### Set task:
Report the count of lines holding "React" in the records, with no other words.

### Task input:
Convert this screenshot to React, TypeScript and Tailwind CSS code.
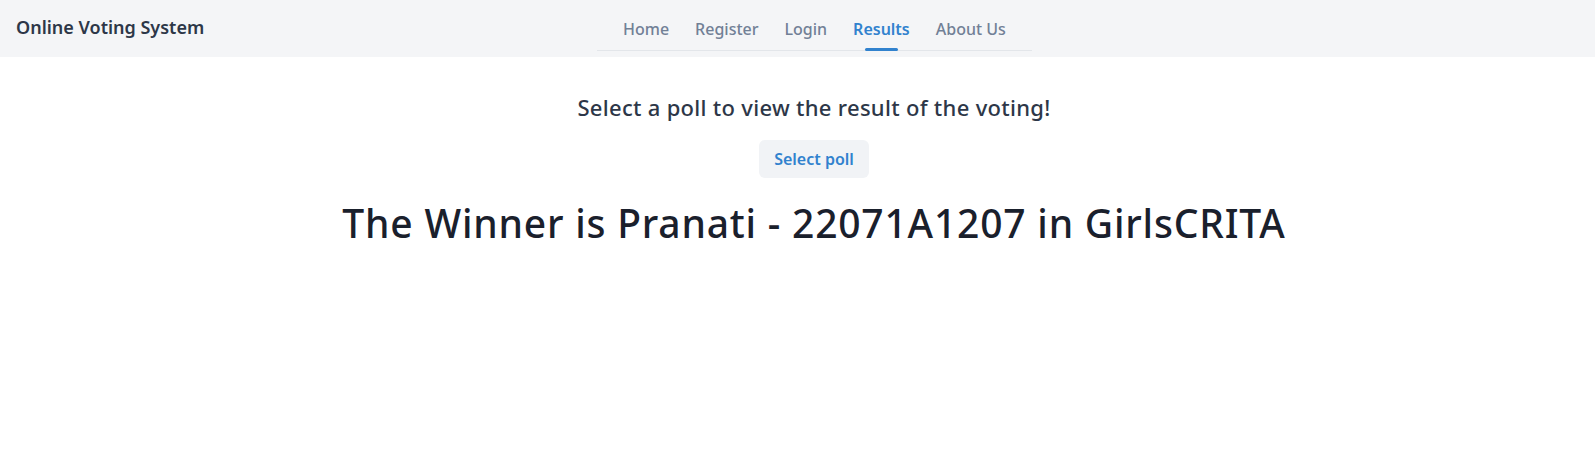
import React from "react";

const tabs = ["Home", "Register", "Login", "Results", "About Us"];

const App = () => {
  return (
    <div className="min-h-[460px] bg-white text-[#1a202c]" style={{ fontFamily: '"Noto Sans", "Open Sans", sans-serif' }}>
      <nav className="h-[57px] bg-[#f4f5f7] flex px-4">
        <div className="w-[581px] shrink-0 pt-[13px] text-lg leading-7 font-semibold text-[#2d3748]">Online Voting System</div>
        <div className="pt-[17px]">
          <ul className="flex px-[13px] border-b border-[#e3e6ea]">
            {tabs.map((t) => {
              const active = t === "Results";
              return (
                <li key={t} className="flex flex-col items-center px-[13px]">
                  <span
                    className={
                      "text-base leading-6 " +
                      (active ? "text-[#3182ce] font-semibold" : "text-[#718096] font-medium")
                    }
                  >
                    {t}
                  </span>
                  <span
                    className={
                      "mt-[7px] -mb-px h-[3px] w-[33px] rounded-full " + (active ? "bg-[#3182ce]" : "bg-transparent")
                    }
                  />
                </li>
              );
            })}
          </ul>
        </div>
      </nav>
      <main className="flex flex-col items-center pt-[35px] pl-[33px]">
        <h2 className="text-[22px] leading-[30px] tracking-[0.3px] font-medium text-[#2d3748]">
          Select a poll to view the result of the voting!
        </h2>
        <button className="mt-[18px] h-[38px] px-[15px] rounded-md bg-[#f1f3f6] text-[#3182ce] font-semibold text-base">
          Select poll
        </button>
        <h1 className="mt-[21px] text-[39px] leading-[47px] tracking-[0.8px] font-medium text-[#1a202c]">
          The Winner is Pranati - 22071A1207 in GirlsCRITA
        </h1>
      </main>
    </div>
  );
};

export default App;
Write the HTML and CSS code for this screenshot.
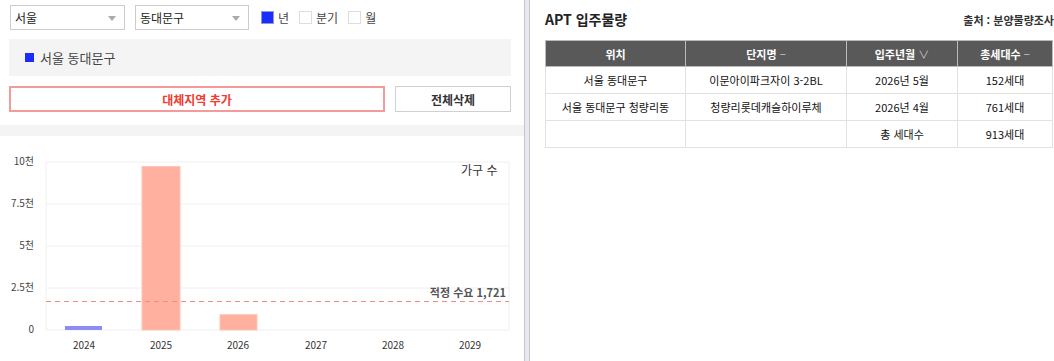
FILE: index.html
```html
<!DOCTYPE html>
<html lang="ko">
<head>
    <meta charset="UTF-8">
    <meta name="viewport" content="width=device-width, initial-scale=1.0">
    <title>APT 입주물량</title>
    <link rel="stylesheet" href="styles.css">
</head>
<body>
<div class="page">
    <section class="left-panel">
        <div class="filters">
            <div class="select select-city">서울<span class="caret"></span></div>
            <div class="select select-gu">동대문구<span class="caret"></span></div>
            <label class="check checked"><span class="box"></span>년</label>
            <label class="check"><span class="box"></span>분기</label>
            <label class="check"><span class="box"></span>월</label>
        </div>

        <div class="legend">
            <span class="swatch"></span>서울 동대문구
        </div>

        <div class="actions">
            <button type="button" class="btn-add">대체지역 추가</button>
            <button type="button" class="btn-clear">전체삭제</button>
        </div>

        <div class="band"></div>

        <div class="chart">
            <svg width="524" height="225" viewBox="0 0 524 225">
                <g class="grid">
                    <line x1="46" y1="26" x2="509" y2="26"/>
                    <line x1="46" y1="68" x2="509" y2="68"/>
                    <line x1="46" y1="110" x2="509" y2="110"/>
                    <line x1="46" y1="152" x2="509" y2="152"/>
                    <line x1="46" y1="194" x2="509" y2="194"/>
                    <line x1="46" y1="26" x2="46" y2="194"/>
                    <line x1="509" y1="26" x2="509" y2="194"/>
                </g>
                <g class="y-labels">
                    <text x="34" y="26">10천</text>
                    <text x="34" y="68">7.5천</text>
                    <text x="34" y="110">5천</text>
                    <text x="34" y="152">2.5천</text>
                    <text x="34" y="194">0</text>
                </g>
                <rect class="bar-past" x="65" y="190" width="37" height="4"/>
                <rect class="bar" x="142" y="30.5" width="38" height="163.5"/>
                <rect class="bar" x="220" y="178.7" width="37" height="15.3"/>
                <line class="need-line" x1="46" y1="165.5" x2="509" y2="165.5"/>
                <text class="need-label" x="506" y="158">적정 수요 1,721</text>
                <text class="series-label" x="461" y="36">가구 수</text>
                <g class="x-labels">
                    <text x="84" y="210">2024</text>
                    <text x="161" y="210">2025</text>
                    <text x="238" y="210">2026</text>
                    <text x="316" y="210">2027</text>
                    <text x="393" y="210">2028</text>
                    <text x="470" y="210">2029</text>
                </g>
            </svg>
        </div>
    </section>

    <div class="splitter"></div>

    <section class="right-panel">
        <div class="panel-head">
            <h2 class="title">APT 입주물량</h2>
            <span class="source">출처 : 분양물량조사</span>
        </div>
        <table class="supply">
            <colgroup>
                <col class="c-loc">
                <col class="c-name">
                <col class="c-date">
                <col class="c-units">
            </colgroup>
            <thead>
                <tr>
                    <th>위치</th>
                    <th>단지명 <span class="sort">−</span></th>
                    <th>입주년월 <span class="sort">∨</span></th>
                    <th>총세대수 <span class="sort">−</span></th>
                </tr>
            </thead>
            <tbody>
                <tr>
                    <td>서울 동대문구</td>
                    <td>이문아이파크자이 3-2BL</td>
                    <td>2026년 5월</td>
                    <td>152세대</td>
                </tr>
                <tr>
                    <td>서울 동대문구 청량리동</td>
                    <td>청량리롯데캐슬하이루체</td>
                    <td>2026년 4월</td>
                    <td>761세대</td>
                </tr>
                <tr>
                    <td></td>
                    <td></td>
                    <td>총 세대수</td>
                    <td>913세대</td>
                </tr>
            </tbody>
        </table>
    </section>
</div>
</body>
</html>
```

FILE: styles.css
```css
body {
    margin: 0;
    background-color: #fff;
    font-family: "Noto Sans CJK KR", "Noto Sans", sans-serif;
    color: #333;
}

.page {
    display: flex;
    width: 1054px;
    height: 361px;
    overflow: hidden;
}

/* left side */
.left-panel {
    width: 524px;
    flex: none;
}

.filters {
    display: flex;
    align-items: center;
    height: 25px;
    padding: 5px 0 0 10px;
}

.select {
    position: relative;
    box-sizing: border-box;
    height: 25px;
    padding-left: 4px;
    border: 1px solid #ccc;
    font-size: 12px;
    line-height: 23px;
    color: #222;
}

.select-city {
    width: 115px;
    margin-right: 10px;
}

.select-gu {
    width: 114px;
    margin-right: 12px;
}

.caret {
    position: absolute;
    right: 8px;
    top: 10px;
    border-left: 4px solid transparent;
    border-right: 4px solid transparent;
    border-top: 5px solid #aaa;
}

.check {
    display: flex;
    align-items: center;
    margin-right: 10px;
    font-size: 12px;
    color: #444;
}

.check .box {
    box-sizing: border-box;
    width: 13px;
    height: 13px;
    margin-right: 4px;
    border: 1px solid #ddd;
    background-color: #fff;
}

.check.checked .box {
    border-color: #8d98d8;
    background-color: #1a2cff;
}

.legend {
    display: flex;
    align-items: center;
    height: 37px;
    margin: 9px 13px 0 9px;
    padding-left: 16px;
    background-color: #f4f4f4;
    font-size: 13px;
    color: #444;
}

.swatch {
    width: 9px;
    height: 9px;
    margin-right: 6px;
    background-color: #1a2cff;
}

.actions {
    display: flex;
    gap: 10px;
    margin: 10px 13px 0 9px;
}

.actions button {
    height: 26px;
    padding: 0;
    background-color: #fff;
    font-family: inherit;
    font-size: 12px;
    font-weight: bold;
    cursor: pointer;
}

.btn-add {
    width: 376px;
    border: 2px solid #f59a9a;
    color: #f03a32;
}

.btn-clear {
    flex: 1;
    border: 1px solid #d0d0d0;
    color: #333;
}

.band {
    height: 11px;
    margin-top: 13px;
    background-color: #f4f4f4;
}

.chart svg {
    display: block;
}

.grid line {
    stroke: #f0f0f0;
    stroke-width: 1;
}

.y-labels text {
    font-size: 10px;
    fill: #444;
    text-anchor: end;
    dominant-baseline: middle;
}

.x-labels text {
    font-size: 10px;
    fill: #333;
    text-anchor: middle;
    dominant-baseline: middle;
}

.bar {
    fill: #ffb09f;
    stroke: #ffc4b8;
    stroke-width: 1;
}

.bar-past {
    fill: #8c8cf5;
}

.need-line {
    stroke: #f28a8a;
    stroke-width: 1;
    stroke-dasharray: 5 4;
}

.need-label {
    font-size: 11px;
    font-weight: bold;
    fill: #555;
    text-anchor: end;
    dominant-baseline: middle;
}

.series-label {
    font-size: 12px;
    fill: #333;
    dominant-baseline: middle;
}

/* drag bar between the two panels */
.splitter {
    box-sizing: border-box;
    width: 6px;
    flex: none;
    border-left: 1px solid #c4c4cc;
    border-right: 1px solid #c4c4cc;
    background-color: #e8e8ee;
}

/* right side */
.right-panel {
    flex: 1;
    padding: 0 2px 0 15px;
}

.panel-head {
    display: flex;
    justify-content: space-between;
    align-items: flex-end;
    height: 28px;
    margin-bottom: 12px;
}

.title {
    margin: 0;
    font-size: 14px;
    font-weight: bold;
    color: #222;
    line-height: 18px;
}

.source {
    margin-right: -1px;
    font-size: 11px;
    font-weight: bold;
    color: #333;
    line-height: 16px;
}

.supply {
    width: 507px;
    border-collapse: collapse;
    table-layout: fixed;
    font-size: 11px;
}

.c-loc { width: 140px; }
.c-name { width: 161px; }
.c-date { width: 111px; }
.c-units { width: 95px; }

.supply th {
    height: 25px;
    padding: 0;
    border: 1px solid #bbb;
    background-color: #595959;
    color: #fff;
    font-weight: bold;
}

.supply th .sort {
    font-weight: normal;
    color: #c8c8c8;
}

.supply td {
    height: 26px;
    padding: 0;
    border: 1px solid #e2e2e2;
    text-align: center;
    color: #111;
}
```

### Solution to this exercise:
2